Um ruído oco soou, Liah e Julio olharam para a mesma direção – a porta da sala da diretoria da Rudá. Quando ela se abriu, a cabeça de Bernardo surgiu, com um sorriso nos lábios, olhando para o casal e para a aluna ali sentada. Liz viu todo rodar quando se levantou, segurou no ombro de Liah para não cair, e ainda assim tentou sorrir, como se dissesse, inutilmente, que estava tudo bem. Não soube se Bernardo acreditou na sua péssima atuação, ou se ele ignorou seu comportamento estranho, mas o diretor apenas os cumprimentou, mantendo os olhos em Liah, e dela, os rolando até Liz.

- Então, a nossa querida Liz aceitou o cargo de tradutora oficial do Torneiro Tribruxo? – Ele falou, com um sorriso no rosto bronzeado.
- Ah, sim! – Liah parecia esplendida – Liz aceitou! Ela já está a par de tudo sobre o Torneio, e ficou encarregada de mostrar a escola para nossos visitantes...
- Ah, agradecemos muito, Liz! – Bernardo falou sinceramente – Sabe como é, nem todos em Korõaran falam inglês, e nossos visitantes muito menos falam português...
- Não é nada, Diretor! Eu fico feliz por ser útil... – Liz tentou mais uma vez sorrir.

- Liah, você tinha razão... Eles vão antecipar a vinda... Estarão chegando na segunda semana de dezembro.

Liah estremeceu. Liz sentiu o choque em seu corpo, já que ainda mantinha a mão em seu ombro. Julio ficou alerta, olhando para a amada.

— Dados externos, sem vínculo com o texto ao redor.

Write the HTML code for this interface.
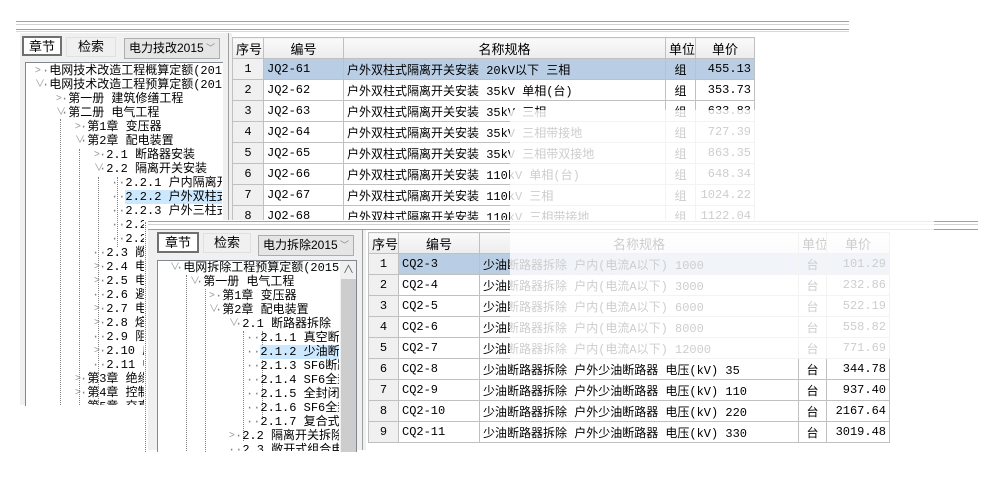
<!DOCTYPE html>
<html><head><meta charset="utf-8"><style>
*{margin:0;padding:0;box-sizing:border-box}
body{width:1000px;height:500px;background:#fff;position:relative;overflow:hidden;font-family:"Liberation Sans","Noto Sans CJK SC",sans-serif;font-size:12px;color:#000}
.a{position:absolute}
.hl{position:absolute;height:1px;background:#a0a0a0}
.tree{position:absolute;overflow:hidden;background:#fff;border:1px solid #828790}
.ti{position:absolute;height:14px;line-height:14px;white-space:nowrap;font-size:12px;font-family:"Liberation Mono","Noto Sans CJK SC",monospace}
.ti b{font-weight:normal;color:#808080}
.ar{position:absolute;color:#999;font-size:10px;line-height:14px}
.vd{position:absolute;width:0;border-left:1px dotted #808080}
table{border-collapse:collapse;position:absolute;table-layout:fixed}
td,th{border:1px solid #c0c0c0;height:21px;font-weight:normal;white-space:nowrap;overflow:hidden;font-size:12px;padding:0 3px}
td{font-family:"Liberation Mono","Noto Sans CJK SC",monospace}
th{background:linear-gradient(#fafafa,#ececec);text-align:center;font-size:13px}
td.n{background:#f0f0f0;text-align:center}
td.c{text-align:center}
td.r{text-align:right}
tr.sel td:not(.n){background:#b9cde5}
.tab{position:absolute;border:1px solid #a0a0a0;background:#f0f0f0;text-align:center;font-size:13px;line-height:18px}
.dd{position:absolute;border:1px solid #adadad;background:#e5e5e5;font-size:12px;line-height:19px;padding-left:4px;white-space:nowrap;overflow:hidden}
.dd span{position:absolute;right:4px;top:0;color:#888;font-size:9px}
</style></head><body>

<!-- top window -->
<div class="hl" style="left:16px;top:21px;width:833px"></div>
<div class="hl" style="left:16px;top:24px;width:833px;background:#d0d0d0"></div>
<div class="hl" style="left:16px;top:29px;width:833px"></div>
<div class="hl" style="left:16px;top:31px;width:833px;background:#d8d8d8"></div>
<div class="a" style="left:20px;top:33px;width:212px;height:372px;background:#f0f0f0"></div>
<div class="a" style="left:228px;top:33px;width:1px;height:190px;background:#a0a0a0"></div>
<div class="tab" style="left:22px;top:36px;width:40px;height:20px;border:2px solid #707070;background:#fff">章节</div>
<div class="tab" style="left:66px;top:37px;width:50px;height:20px;border-color:#e0e0e0">检索</div>
<div class="dd" style="left:124px;top:38px;width:96px;height:21px">电力技改2015<span>﹀</span></div>
<div class="tree" style="left:25px;top:62px;width:198px;height:344px;border-right:none;border-bottom:none">
 <div class="vd" style="left:34px;top:56px;height:290px"></div>
 <div class="vd" style="left:53px;top:86px;height:260px"></div>
 <div class="vd" style="left:72px;top:114px;height:240px"></div>
 <div class="vd" style="left:91px;top:114px;height:70px"></div>
</div>
<div class="a" style="left:26px;top:63px;width:196px;height:342px;overflow:hidden">
 <div class="ar" style="left:9px;top:1px">&gt;</div><div class="ti" style="left:16px;top:1px"><b>·</b>电网技术改造工程概算定额(2015)</div>
 <div class="ar" style="left:9px;top:15px">∨</div><div class="ti" style="left:16px;top:15px"><b>·</b>电网技术改造工程预算定额(2015)</div>
 <div class="ar" style="left:30px;top:29px">&gt;</div><div class="ti" style="left:35px;top:29px"><b>·</b>第一册 建筑修缮工程</div>
 <div class="ar" style="left:30px;top:43px">∨</div><div class="ti" style="left:35px;top:43px"><b>·</b>第二册 电气工程</div>
 <div class="ar" style="left:49px;top:57px">&gt;</div><div class="ti" style="left:54px;top:57px"><b>·</b>第1章 变压器</div>
 <div class="ar" style="left:49px;top:71px">∨</div><div class="ti" style="left:54px;top:71px"><b>·</b>第2章 配电装置</div>
 <div class="ar" style="left:68px;top:85px">&gt;</div><div class="ti" style="left:73px;top:85px"><b>·</b>2.1 断路器安装</div>
 <div class="ar" style="left:68px;top:99px">∨</div><div class="ti" style="left:73px;top:99px"><b>·</b>2.2 隔离开关安装</div>
 <div class="ti" style="left:85px;top:113px"><b>··</b>2.2.1 户内隔离开关</div>
 <div class="ti" style="left:85px;top:127px"><b>··</b><span style="background:#cce8ff">2.2.2 户外双柱式</span></div>
 <div class="ti" style="left:85px;top:141px"><b>··</b>2.2.3 户外三柱式</div>
 <div class="ti" style="left:85px;top:155px"><b>··</b>2.2.4</div>
 <div class="ti" style="left:85px;top:169px"><b>··</b>2.2.5</div>
 <div class="ti" style="left:66px;top:183px"><b>··</b>2.3 敞开</div>
 <div class="ar" style="left:68px;top:197px">&gt;</div><div class="ti" style="left:73px;top:197px"><b>·</b>2.4 电缆</div>
 <div class="ar" style="left:68px;top:211px">&gt;</div><div class="ti" style="left:73px;top:211px"><b>·</b>2.5 电抗</div>
 <div class="ti" style="left:66px;top:225px"><b>··</b>2.6 避雷</div>
 <div class="ar" style="left:68px;top:239px">&gt;</div><div class="ti" style="left:73px;top:239px"><b>·</b>2.7 电容</div>
 <div class="ar" style="left:68px;top:253px">&gt;</div><div class="ti" style="left:73px;top:253px"><b>·</b>2.8 熔断</div>
 <div class="ti" style="left:66px;top:267px"><b>··</b>2.9 阻波</div>
 <div class="ar" style="left:68px;top:281px">&gt;</div><div class="ti" style="left:73px;top:281px"><b>·</b>2.10 成套</div>
 <div class="ti" style="left:66px;top:295px"><b>··</b>2.11 中</div>
 <div class="ar" style="left:49px;top:309px">&gt;</div><div class="ti" style="left:54px;top:309px"><b>·</b>第3章 绝缘子</div>
 <div class="ar" style="left:49px;top:323px">&gt;</div><div class="ti" style="left:54px;top:323px"><b>·</b>第4章 控制</div>
 <div class="ti" style="left:54px;top:337px"><b>·</b>第5章 交直</div>
</div>

<table style="left:232px;top:37px;width:522px">
<colgroup><col style="width:31px"><col style="width:80px"><col style="width:322px"><col style="width:30px"><col style="width:59px"></colgroup>
<tr><th>序号</th><th>编号</th><th>名称规格</th><th>单位</th><th>单价</th></tr>
<tr class="sel"><td class="n">1</td><td>JQ2-61</td><td>户外双柱式隔离开关安装 20kV以下 三相</td><td class="c">组</td><td class="r">455.13</td></tr>
<tr><td class="n">2</td><td>JQ2-62</td><td>户外双柱式隔离开关安装 35kV 单相(台)</td><td class="c">组</td><td class="r">353.73</td></tr>
<tr><td class="n">3</td><td>JQ2-63</td><td>户外双柱式隔离开关安装 35kV 三相</td><td class="c">组</td><td class="r">633.83</td></tr>
<tr><td class="n">4</td><td>JQ2-64</td><td>户外双柱式隔离开关安装 35kV 三相带接地</td><td class="c">组</td><td class="r">727.39</td></tr>
<tr><td class="n">5</td><td>JQ2-65</td><td>户外双柱式隔离开关安装 35kV 三相带双接地</td><td class="c">组</td><td class="r">863.35</td></tr>
<tr><td class="n">6</td><td>JQ2-66</td><td>户外双柱式隔离开关安装 110kV 单相(台)</td><td class="c">组</td><td class="r">648.34</td></tr>
<tr><td class="n">7</td><td>JQ2-67</td><td>户外双柱式隔离开关安装 110kV 三相</td><td class="c">组</td><td class="r">1024.22</td></tr>
<tr><td class="n">8</td><td>JQ2-68</td><td>户外双柱式隔离开关安装 110kV 三相带接地</td><td class="c">组</td><td class="r">1122.04</td></tr>
</table>

<!-- lower window -->
<div class="a" style="left:144px;top:220px;width:834px;height:240px;background:#fff"></div>
<div class="vd" style="left:145px;top:222px;height:230px"></div>
<div class="hl" style="left:148px;top:221px;width:830px"></div>
<div class="hl" style="left:148px;top:224px;width:830px;background:#d0d0d0"></div>
<div class="hl" style="left:148px;top:229px;width:830px;background:#8ca0b8"></div>
<div class="a" style="left:148px;top:230px;width:218px;height:220px;background:#f0f0f0"></div>
<div class="a" style="left:362px;top:230px;width:1px;height:220px;background:#a0a0a0"></div>
<div class="tab" style="left:157px;top:232px;width:42px;height:21px;border:2px solid #707070;background:#fff">章节</div>
<div class="tab" style="left:203px;top:233px;width:48px;height:20px;border-color:#e0e0e0">检索</div>
<div class="dd" style="left:258px;top:235px;width:96px;height:21px">电力拆除2015<span>﹀</span></div>
<div class="tree" style="left:157px;top:260px;width:200px;height:192px;border-bottom:none">
 <div class="vd" style="left:28px;top:14px;height:180px"></div>
 <div class="vd" style="left:47px;top:28px;height:165px"></div>
 <div class="vd" style="left:85px;top:70px;height:110px"></div>
 <div class="vd" style="left:104px;top:70px;height:88px"></div>
 <div class="a" style="left:182px;top:0;width:17px;height:192px;background:#f0f0f0"></div>
 <div class="a" style="left:183px;top:18px;width:15px;height:174px;background:#cdcdcd"></div>
 <div class="a" style="left:185px;top:0;font-size:11px;color:#555">∧</div>
</div>
<div class="a" style="left:158px;top:261px;width:181px;height:190px;overflow:hidden">
 <div class="ar" style="left:12px;top:0">∨</div><div class="ti" style="left:18px;top:0"><b>·</b>电网拆除工程预算定额(2015)</div>
 <div class="ar" style="left:32px;top:14px">∨</div><div class="ti" style="left:38px;top:14px"><b>·</b>第一册 电气工程</div>
 <div class="ar" style="left:51px;top:28px">&gt;</div><div class="ti" style="left:57px;top:28px"><b>·</b>第1章 变压器</div>
 <div class="ar" style="left:51px;top:42px">∨</div><div class="ti" style="left:57px;top:42px"><b>·</b>第2章 配电装置</div>
 <div class="ar" style="left:71px;top:56px">∨</div><div class="ti" style="left:77px;top:56px"><b>·</b>2.1 断路器拆除</div>
 <div class="ti" style="left:88px;top:70px"><b>··</b>2.1.1 真空断路器</div>
 <div class="ti" style="left:88px;top:84px"><b>··</b><span style="background:#cce8ff">2.1.2 少油断路器</span></div>
 <div class="ti" style="left:88px;top:98px"><b>··</b>2.1.3 SF6断路器</div>
 <div class="ti" style="left:88px;top:112px"><b>··</b>2.1.4 SF6全封闭</div>
 <div class="ti" style="left:88px;top:126px"><b>··</b>2.1.5 全封闭组合</div>
 <div class="ti" style="left:88px;top:140px"><b>··</b>2.1.6 SF6全封闭</div>
 <div class="ti" style="left:88px;top:154px"><b>··</b>2.1.7 复合式组合</div>
 <div class="ar" style="left:71px;top:168px">&gt;</div><div class="ti" style="left:77px;top:168px"><b>·</b>2.2 隔离开关拆除</div>
 <div class="ti" style="left:70px;top:182px"><b>··</b>2.3 敞开式组合电器</div>
</div>

<table style="left:368px;top:232px;width:521px">
<colgroup><col style="width:30px"><col style="width:81px"><col style="width:319px"><col style="width:28px"><col style="width:63px"></colgroup>
<tr><th>序号</th><th>编号</th><th>名称规格</th><th>单位</th><th>单价</th></tr>
<tr class="sel"><td class="n">1</td><td>CQ2-3</td><td>少油断路器拆除 户内(电流A以下) 1000</td><td class="c">台</td><td class="r">101.29</td></tr>
<tr><td class="n">2</td><td>CQ2-4</td><td>少油断路器拆除 户内(电流A以下) 3000</td><td class="c">台</td><td class="r">232.86</td></tr>
<tr><td class="n">3</td><td>CQ2-5</td><td>少油断路器拆除 户内(电流A以下) 6000</td><td class="c">台</td><td class="r">522.19</td></tr>
<tr><td class="n">4</td><td>CQ2-6</td><td>少油断路器拆除 户内(电流A以下) 8000</td><td class="c">台</td><td class="r">558.82</td></tr>
<tr><td class="n">5</td><td>CQ2-7</td><td>少油断路器拆除 户内(电流A以下) 12000</td><td class="c">台</td><td class="r">771.69</td></tr>
<tr><td class="n">6</td><td>CQ2-8</td><td>少油断路器拆除 户外少油断路器 电压(kV) 35</td><td class="c">台</td><td class="r">344.78</td></tr>
<tr><td class="n">7</td><td>CQ2-9</td><td>少油断路器拆除 户外少油断路器 电压(kV) 110</td><td class="c">台</td><td class="r">937.40</td></tr>
<tr><td class="n">8</td><td>CQ2-10</td><td>少油断路器拆除 户外少油断路器 电压(kV) 220</td><td class="c">台</td><td class="r">2167.64</td></tr>
<tr><td class="n">9</td><td>CQ2-11</td><td>少油断路器拆除 户外少油断路器 电压(kV) 330</td><td class="c">台</td><td class="r">3019.48</td></tr>
</table>

<!-- fade overlay -->
<div class="a" style="left:510px;top:110px;width:424px;height:249px;background:rgba(255,255,255,0.8)"></div>
</body></html>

- Então... Dentro de um mês? – Liah estava mais branca que o seu normal.
- Sim... Acho que aquela suas observações aos alunos já pode ser praticada... Por favor, venham os dois e peçam a Mariú e Rosário para comparecerem à minha sala hoje, após o término das aulas do dia. Temos que correr contra o tempo agora.